Armado enters with his young servant, Mote. They engage in wordplay about the meaning of various words. Armado doesn’t always realize that Mote is outwitting him, and is both frustrated and admiring of his young servant’s cleverness. Armado says he has promised to study with the King for three years, but has fallen in love with someone lowly, befitting his lowly feelings. He asks Mote to comfort him by naming other great men who have been in love. Mote mentions Hercules and Samson, to whom Armado compares himself. They discuss colors associated with love, with Mote reciting a rhyme about red and white in a woman’s cheeks, and whether this betrays her feelings or not. Armado reveals he is in love with Jaquenetta. He requests a song from Mote, but they are interrupted by the entrance of Dull, Costard, and Jaquenetta.
Dull tells Armado that he must oversee Costard’s punishment of fasting and that Jaquenetta will be confined to a lodge in a park. Out of the others’ hearing, Armado tells Jaquenetta that he loves her and will visit her in the lodge; she banters with him. Dull takes her away. Armado tells Mote to take Costard away and lock him up for his fasting. Alone, he muses on Cupid’s power, lamenting that he is in love when he swore against it. He resigns himself to giving up his military trappings for a pen to write love poetry.
William Shakespeare begins by introducing his protagonists, the King of Navarre, Berowne, and the other two Lords. These characters are based on figures from the French court at the time, who would have been recognizable to English audiences. Shakespeare flags their identities immediately, mentioning Navarre in Line 12 and the other three in Line 15, setting the scene for a contemporary courtly comedy referencing popular known figures.
Their discussion also represents up-to-date discourse for this period: In the King’s first speech, he describes their ascetic oath, forbidding love and seeking to overcome death through fame, achieved by learning. This combination of ideas reflects the different values and ideals that competed against each other in the Elizabethan period: a Humanist commitment to learning and engaging in the world, asceticism influenced by early Christian and post-Reformation Christian thinking, and the notion of chivalric or poetic love popularized in medieval literature, in which love gains romantic significance through its forbidden nature. Shakespeare sets the scene for the play to engage in current affairs and popular tropes, establishing the genre context for The Masculine Pursuit of Love that is prominent through the rest of the play.
This opening scene also establishes the central obstacle for the protagonists: They have sworn a vow they cannot keep. The impossibility of keeping this vow is apparent before they have all finished signing: Berowne points out that they will need to interact with the Princess of France in political negotiations.

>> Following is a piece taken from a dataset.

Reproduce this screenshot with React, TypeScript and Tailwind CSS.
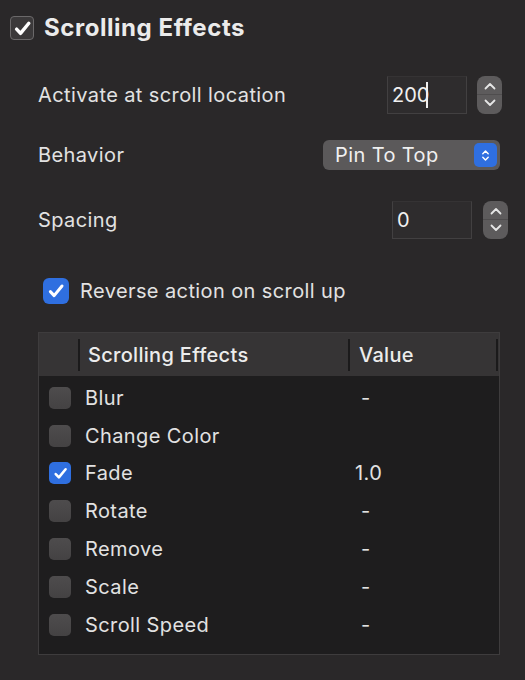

Shakespeare introduces the theme of Fantasy Versus Reality by suggesting that the Lords are indulging in a fantastical projection of their own nobility, which is at odds with the demands of the real world. The King’s hopes that they will become famous juxtaposes with his assertion that knowledge is valuable for its own sake, something Berowne picks up on, arguing that studying is a “vain” exercise, detracting from true knowledge: “Too much to know is to know naught but fame” (1.1.94).
Shakespeare also explores the theme of The Complexities of Language through the Lords’ discussion of the validity of the oath. Berowne initially refuses to sign, saying that his promise to agree to all the clauses was a joke. Shakespeare shows that language is fallible: It cannot necessarily be trusted, as its meaning can be retroactively denied. When faced with the Princess’s diplomatic visit, the King says this part of the oath will have to be waived out of necessity, to which Berowne points out that this excuse will similarly allow them to break the rest of the oath. Shakespeare shows that language can be used to excuse or rationalize an action, including to invalidate its own assurances. The King directly comments on Berowne’s use of language to undermine the value of language: “How well he’s read to reason against reading” (5.1.96).

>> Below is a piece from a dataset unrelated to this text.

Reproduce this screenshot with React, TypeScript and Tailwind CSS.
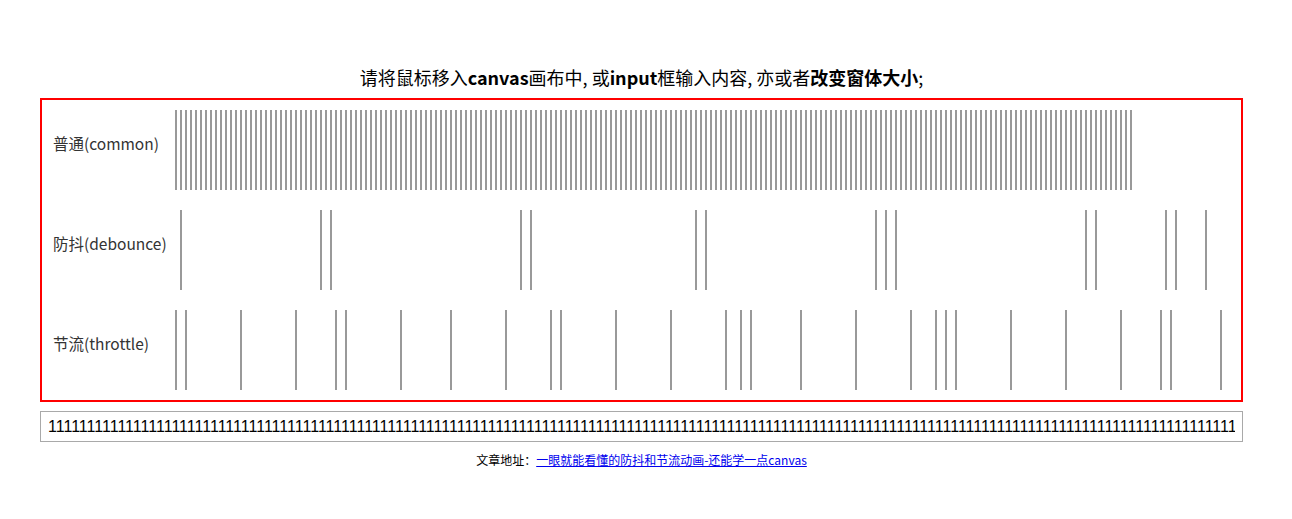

This also establishes the linguistic wordplay that runs throughout Love’s Labour’s Lost. The King’s complex statement uses ironic humor, and is part of the verbal battling of wits that occurs throughout the play. The Lords are established as highly educated and articulate. This theme develops in the second scene as Mote and Armado banter, with Armado struggling to keep up. Shakespeare uses comedy to explore language as a tool with which someone can prove themselves or fail, a theme that reoccurs later in the ladies’ banter with the Lords and Boyet. Shakespeare gives Mote asides to the audience to place him on a level with them in their awareness of the dynamics, which invites the audience to join him in lampooning Armado, reflecting Mote’s linguistic superiority over him. This use of a meta-theatrical convention represents a self-aware use of language to explore its role in creating fantasy in the form of literature, jokes, or story-telling.
Shakespeare also uses this comic subplot to introduce the key theme of the male pursuit of love: Costard and Armado’s comically inept pursuit of Jaquenetta offers a humorous foundation for the development of this theme in the main plot in the next Act. Armado’s open self-importance comments on this, as he wants to hear about famous great men in love to compare himself to them. Through this comedic character, Shakespeare explicitly shows that the male pursuit of love is a vehicle for the pursuer to project an idealized, noble version of themselves, living out a fantasy. His attitude to Jaquenetta further highlights this: He calls her a “base wench” (5.2.59) and considers himself above her. His lack of respect for her undermines his apparent love for her, foreshadowing the darkly comic ending of this subplot later in Act V.